**WHAT YOU NEED TO DO:**
Copy each line in which the string "component" occurs.

**PROVIDED RECORDS:**
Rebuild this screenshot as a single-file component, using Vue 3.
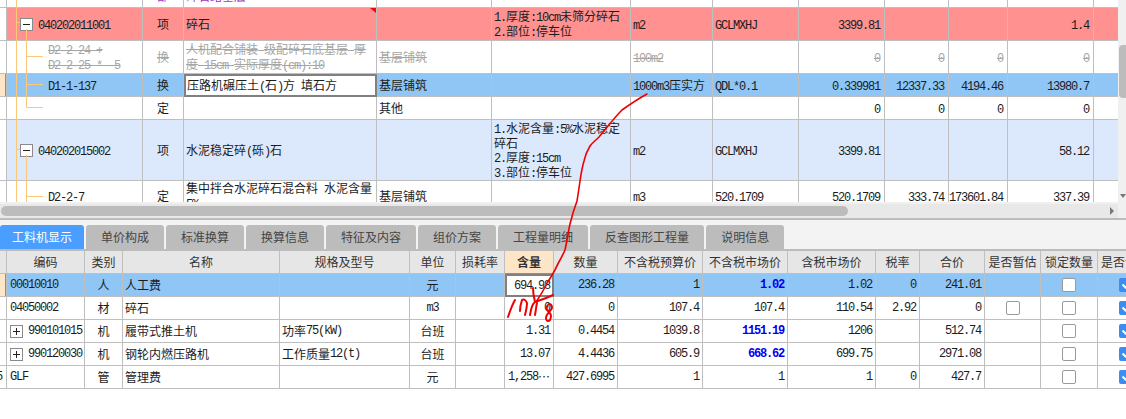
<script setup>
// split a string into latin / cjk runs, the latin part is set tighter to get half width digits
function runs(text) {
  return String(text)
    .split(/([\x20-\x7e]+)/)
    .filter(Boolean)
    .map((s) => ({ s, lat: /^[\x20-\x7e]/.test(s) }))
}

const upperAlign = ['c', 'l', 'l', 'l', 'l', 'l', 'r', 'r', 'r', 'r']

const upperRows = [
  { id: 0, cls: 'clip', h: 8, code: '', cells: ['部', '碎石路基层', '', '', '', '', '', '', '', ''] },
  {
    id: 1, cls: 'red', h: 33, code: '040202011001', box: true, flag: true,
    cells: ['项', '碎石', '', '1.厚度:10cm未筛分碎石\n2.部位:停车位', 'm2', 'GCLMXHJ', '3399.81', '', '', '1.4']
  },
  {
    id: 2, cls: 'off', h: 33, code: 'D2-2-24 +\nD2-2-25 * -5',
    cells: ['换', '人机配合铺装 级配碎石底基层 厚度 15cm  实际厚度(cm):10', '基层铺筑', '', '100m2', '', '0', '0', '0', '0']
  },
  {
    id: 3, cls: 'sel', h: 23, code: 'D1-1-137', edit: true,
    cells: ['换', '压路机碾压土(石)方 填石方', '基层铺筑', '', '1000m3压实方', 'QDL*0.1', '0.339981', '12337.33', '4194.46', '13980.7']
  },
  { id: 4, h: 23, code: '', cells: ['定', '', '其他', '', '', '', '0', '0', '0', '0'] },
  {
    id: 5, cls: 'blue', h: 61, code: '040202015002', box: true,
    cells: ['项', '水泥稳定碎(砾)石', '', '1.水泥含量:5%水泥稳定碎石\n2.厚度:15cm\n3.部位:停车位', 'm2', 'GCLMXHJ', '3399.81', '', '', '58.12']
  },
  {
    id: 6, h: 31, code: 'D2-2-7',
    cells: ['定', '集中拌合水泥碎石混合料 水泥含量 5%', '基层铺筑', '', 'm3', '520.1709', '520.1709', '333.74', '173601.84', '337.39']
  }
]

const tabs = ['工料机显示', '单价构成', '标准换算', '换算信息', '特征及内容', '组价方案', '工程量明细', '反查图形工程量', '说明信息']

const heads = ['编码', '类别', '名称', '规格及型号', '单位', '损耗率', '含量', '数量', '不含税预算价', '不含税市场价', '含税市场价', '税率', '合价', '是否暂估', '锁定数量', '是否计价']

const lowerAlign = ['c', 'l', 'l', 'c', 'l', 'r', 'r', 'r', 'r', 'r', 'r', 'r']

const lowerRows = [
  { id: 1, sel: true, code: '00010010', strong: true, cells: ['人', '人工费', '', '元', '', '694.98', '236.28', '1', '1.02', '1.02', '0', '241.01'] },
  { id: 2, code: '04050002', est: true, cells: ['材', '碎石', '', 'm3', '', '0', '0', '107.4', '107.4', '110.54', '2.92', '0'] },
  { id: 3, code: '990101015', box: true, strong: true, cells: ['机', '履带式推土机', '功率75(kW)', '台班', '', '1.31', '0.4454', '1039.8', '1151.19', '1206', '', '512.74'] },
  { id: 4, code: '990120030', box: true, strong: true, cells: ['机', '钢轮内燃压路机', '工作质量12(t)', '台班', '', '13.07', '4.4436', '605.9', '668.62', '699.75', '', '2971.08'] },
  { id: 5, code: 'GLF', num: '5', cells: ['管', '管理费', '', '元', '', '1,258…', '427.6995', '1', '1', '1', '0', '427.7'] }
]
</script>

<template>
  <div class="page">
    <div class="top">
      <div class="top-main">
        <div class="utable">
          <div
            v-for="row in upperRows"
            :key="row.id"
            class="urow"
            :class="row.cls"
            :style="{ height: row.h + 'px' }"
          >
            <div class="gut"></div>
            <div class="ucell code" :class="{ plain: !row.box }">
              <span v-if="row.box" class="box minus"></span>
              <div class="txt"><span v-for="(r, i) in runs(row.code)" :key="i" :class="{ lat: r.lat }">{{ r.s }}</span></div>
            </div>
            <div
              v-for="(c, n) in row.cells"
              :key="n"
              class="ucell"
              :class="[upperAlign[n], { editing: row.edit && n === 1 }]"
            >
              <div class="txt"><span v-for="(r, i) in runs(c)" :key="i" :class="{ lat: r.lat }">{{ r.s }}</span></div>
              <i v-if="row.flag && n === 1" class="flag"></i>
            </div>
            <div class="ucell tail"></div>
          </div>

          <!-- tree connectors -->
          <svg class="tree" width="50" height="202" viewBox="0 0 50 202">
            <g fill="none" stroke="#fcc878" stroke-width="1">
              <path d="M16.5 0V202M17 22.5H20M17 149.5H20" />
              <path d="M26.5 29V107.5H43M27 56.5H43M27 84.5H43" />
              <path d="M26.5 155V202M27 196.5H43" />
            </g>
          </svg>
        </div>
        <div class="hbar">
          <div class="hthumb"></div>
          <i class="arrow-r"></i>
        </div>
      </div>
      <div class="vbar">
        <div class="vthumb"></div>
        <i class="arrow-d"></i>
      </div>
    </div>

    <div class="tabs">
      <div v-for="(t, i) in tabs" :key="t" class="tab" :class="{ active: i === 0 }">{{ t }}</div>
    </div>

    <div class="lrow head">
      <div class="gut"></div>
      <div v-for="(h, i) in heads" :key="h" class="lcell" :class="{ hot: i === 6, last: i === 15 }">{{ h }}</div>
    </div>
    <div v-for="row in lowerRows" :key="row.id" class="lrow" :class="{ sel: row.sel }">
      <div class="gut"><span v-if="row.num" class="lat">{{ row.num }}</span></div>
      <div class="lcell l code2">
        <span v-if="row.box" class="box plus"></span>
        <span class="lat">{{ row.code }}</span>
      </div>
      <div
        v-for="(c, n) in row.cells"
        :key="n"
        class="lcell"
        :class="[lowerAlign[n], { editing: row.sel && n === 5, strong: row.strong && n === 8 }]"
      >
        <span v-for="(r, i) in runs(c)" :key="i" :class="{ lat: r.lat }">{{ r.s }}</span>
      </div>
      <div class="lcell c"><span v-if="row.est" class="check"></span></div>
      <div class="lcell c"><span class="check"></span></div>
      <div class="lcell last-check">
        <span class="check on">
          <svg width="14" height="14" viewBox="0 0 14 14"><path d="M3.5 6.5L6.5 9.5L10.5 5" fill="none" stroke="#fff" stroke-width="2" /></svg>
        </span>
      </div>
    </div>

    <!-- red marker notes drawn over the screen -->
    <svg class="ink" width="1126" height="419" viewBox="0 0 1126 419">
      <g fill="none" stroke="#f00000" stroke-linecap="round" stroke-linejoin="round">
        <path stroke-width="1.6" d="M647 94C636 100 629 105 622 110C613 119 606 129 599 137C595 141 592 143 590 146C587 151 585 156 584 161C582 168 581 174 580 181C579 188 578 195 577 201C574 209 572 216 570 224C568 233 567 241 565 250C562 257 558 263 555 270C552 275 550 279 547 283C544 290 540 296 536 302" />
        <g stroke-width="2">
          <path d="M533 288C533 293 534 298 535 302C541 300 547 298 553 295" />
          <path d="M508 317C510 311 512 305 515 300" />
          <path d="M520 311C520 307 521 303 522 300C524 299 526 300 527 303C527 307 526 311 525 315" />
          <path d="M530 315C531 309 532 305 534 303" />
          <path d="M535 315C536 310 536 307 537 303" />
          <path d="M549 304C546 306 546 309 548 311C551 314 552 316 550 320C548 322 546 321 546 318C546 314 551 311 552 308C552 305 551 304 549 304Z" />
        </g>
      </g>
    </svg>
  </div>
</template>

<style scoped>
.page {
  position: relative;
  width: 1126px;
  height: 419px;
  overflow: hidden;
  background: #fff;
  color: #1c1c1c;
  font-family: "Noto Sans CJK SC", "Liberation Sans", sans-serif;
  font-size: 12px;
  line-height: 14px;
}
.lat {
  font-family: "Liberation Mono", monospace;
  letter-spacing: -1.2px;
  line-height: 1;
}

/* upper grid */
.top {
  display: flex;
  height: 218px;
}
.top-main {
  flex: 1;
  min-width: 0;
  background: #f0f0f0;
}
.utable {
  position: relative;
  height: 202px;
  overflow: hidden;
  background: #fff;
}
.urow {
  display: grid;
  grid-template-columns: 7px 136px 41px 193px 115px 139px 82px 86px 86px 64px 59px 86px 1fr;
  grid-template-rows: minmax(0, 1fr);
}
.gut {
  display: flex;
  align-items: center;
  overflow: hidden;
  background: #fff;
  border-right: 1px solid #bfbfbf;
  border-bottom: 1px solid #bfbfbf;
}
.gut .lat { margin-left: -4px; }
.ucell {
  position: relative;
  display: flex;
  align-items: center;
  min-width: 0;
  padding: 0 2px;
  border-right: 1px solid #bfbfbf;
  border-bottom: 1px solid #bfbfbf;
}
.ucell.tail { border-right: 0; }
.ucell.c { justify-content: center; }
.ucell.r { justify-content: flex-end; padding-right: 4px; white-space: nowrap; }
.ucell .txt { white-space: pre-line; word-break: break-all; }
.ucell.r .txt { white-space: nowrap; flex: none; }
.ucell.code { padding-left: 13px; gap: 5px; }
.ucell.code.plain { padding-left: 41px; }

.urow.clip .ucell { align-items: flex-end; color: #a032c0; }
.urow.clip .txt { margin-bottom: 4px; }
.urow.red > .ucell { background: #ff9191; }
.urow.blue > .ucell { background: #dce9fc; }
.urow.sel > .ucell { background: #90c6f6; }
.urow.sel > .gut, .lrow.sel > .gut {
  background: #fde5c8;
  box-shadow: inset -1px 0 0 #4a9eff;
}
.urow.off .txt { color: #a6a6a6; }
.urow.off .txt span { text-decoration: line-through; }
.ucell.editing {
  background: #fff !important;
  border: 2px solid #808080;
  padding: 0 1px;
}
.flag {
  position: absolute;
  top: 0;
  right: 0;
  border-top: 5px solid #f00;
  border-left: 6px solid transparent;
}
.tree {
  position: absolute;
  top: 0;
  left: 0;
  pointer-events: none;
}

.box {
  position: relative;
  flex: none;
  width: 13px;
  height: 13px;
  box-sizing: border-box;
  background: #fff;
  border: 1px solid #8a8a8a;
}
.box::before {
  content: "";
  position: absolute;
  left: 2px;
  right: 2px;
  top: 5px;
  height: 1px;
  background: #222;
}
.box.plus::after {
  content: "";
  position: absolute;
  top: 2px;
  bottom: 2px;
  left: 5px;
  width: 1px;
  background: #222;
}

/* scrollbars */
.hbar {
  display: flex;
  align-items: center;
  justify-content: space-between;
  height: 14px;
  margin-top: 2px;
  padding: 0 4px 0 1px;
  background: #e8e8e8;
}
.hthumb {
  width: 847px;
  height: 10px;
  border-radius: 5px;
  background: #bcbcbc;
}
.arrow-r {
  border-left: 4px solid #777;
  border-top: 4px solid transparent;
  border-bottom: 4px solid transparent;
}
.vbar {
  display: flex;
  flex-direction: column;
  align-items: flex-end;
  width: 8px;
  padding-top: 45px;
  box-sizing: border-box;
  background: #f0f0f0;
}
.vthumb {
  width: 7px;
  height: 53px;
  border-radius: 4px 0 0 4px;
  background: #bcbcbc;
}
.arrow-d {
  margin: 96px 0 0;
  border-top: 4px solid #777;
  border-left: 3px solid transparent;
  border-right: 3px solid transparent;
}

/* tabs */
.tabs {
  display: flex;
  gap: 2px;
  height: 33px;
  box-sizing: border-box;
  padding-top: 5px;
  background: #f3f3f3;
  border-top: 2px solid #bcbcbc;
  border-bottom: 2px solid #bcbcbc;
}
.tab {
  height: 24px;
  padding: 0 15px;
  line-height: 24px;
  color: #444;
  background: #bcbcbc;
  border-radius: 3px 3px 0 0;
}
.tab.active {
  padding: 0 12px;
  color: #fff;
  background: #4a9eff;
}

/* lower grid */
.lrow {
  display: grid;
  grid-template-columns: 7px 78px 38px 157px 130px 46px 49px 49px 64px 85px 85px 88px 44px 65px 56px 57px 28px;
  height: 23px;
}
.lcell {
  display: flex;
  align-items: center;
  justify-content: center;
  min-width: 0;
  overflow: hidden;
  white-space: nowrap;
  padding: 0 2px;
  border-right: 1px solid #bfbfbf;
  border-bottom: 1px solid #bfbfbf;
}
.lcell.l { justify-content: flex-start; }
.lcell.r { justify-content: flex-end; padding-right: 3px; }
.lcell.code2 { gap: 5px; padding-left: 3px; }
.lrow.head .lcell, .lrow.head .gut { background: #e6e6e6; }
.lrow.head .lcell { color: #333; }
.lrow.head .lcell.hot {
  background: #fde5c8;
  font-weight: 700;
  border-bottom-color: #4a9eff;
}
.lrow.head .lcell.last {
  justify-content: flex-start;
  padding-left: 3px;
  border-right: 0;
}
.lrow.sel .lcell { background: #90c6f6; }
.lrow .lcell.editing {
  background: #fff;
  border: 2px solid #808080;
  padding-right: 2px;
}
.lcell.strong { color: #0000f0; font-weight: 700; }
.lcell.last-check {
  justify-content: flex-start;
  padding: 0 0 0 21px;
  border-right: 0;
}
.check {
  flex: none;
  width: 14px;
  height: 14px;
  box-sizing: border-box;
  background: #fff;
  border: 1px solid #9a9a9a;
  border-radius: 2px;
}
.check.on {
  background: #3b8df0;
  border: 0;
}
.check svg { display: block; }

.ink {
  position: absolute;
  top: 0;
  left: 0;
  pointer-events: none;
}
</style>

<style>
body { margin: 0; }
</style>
...
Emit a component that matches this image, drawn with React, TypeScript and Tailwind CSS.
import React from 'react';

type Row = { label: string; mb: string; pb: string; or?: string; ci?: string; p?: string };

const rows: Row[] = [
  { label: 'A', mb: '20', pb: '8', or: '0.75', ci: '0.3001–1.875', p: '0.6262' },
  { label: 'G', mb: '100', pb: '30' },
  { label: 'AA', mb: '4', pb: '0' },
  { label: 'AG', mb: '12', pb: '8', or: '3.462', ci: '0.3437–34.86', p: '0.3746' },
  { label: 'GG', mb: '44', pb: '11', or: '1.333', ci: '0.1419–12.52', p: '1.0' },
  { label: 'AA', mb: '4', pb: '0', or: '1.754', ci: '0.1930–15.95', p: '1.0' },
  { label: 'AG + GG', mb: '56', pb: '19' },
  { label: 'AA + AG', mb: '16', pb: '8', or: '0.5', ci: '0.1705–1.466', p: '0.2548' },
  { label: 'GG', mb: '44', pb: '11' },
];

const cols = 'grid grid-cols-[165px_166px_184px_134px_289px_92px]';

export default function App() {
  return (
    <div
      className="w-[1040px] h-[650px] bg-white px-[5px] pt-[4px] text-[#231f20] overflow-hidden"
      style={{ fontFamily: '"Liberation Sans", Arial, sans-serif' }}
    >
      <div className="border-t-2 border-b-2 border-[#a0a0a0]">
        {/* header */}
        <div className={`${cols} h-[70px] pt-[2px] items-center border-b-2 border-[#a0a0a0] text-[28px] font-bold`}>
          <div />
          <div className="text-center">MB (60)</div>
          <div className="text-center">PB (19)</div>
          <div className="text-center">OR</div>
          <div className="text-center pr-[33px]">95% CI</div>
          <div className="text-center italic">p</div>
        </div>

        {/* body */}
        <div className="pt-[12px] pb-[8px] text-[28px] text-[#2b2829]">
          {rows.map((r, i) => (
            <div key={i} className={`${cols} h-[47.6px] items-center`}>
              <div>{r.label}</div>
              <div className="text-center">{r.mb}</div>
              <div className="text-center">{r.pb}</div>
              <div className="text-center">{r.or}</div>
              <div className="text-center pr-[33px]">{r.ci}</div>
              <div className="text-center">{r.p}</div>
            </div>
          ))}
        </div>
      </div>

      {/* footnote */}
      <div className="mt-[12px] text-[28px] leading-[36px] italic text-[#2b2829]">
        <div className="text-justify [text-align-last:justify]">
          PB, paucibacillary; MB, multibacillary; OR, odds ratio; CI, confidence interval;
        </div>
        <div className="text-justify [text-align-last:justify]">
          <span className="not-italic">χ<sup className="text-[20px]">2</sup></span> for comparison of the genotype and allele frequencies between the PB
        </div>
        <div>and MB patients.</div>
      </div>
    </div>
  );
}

**TASK RESPONSE:**
Rebuild this screenshot as a single-file component, using Vue 3.
Emit a component that matches this image, drawn with React, TypeScript and Tailwind CSS.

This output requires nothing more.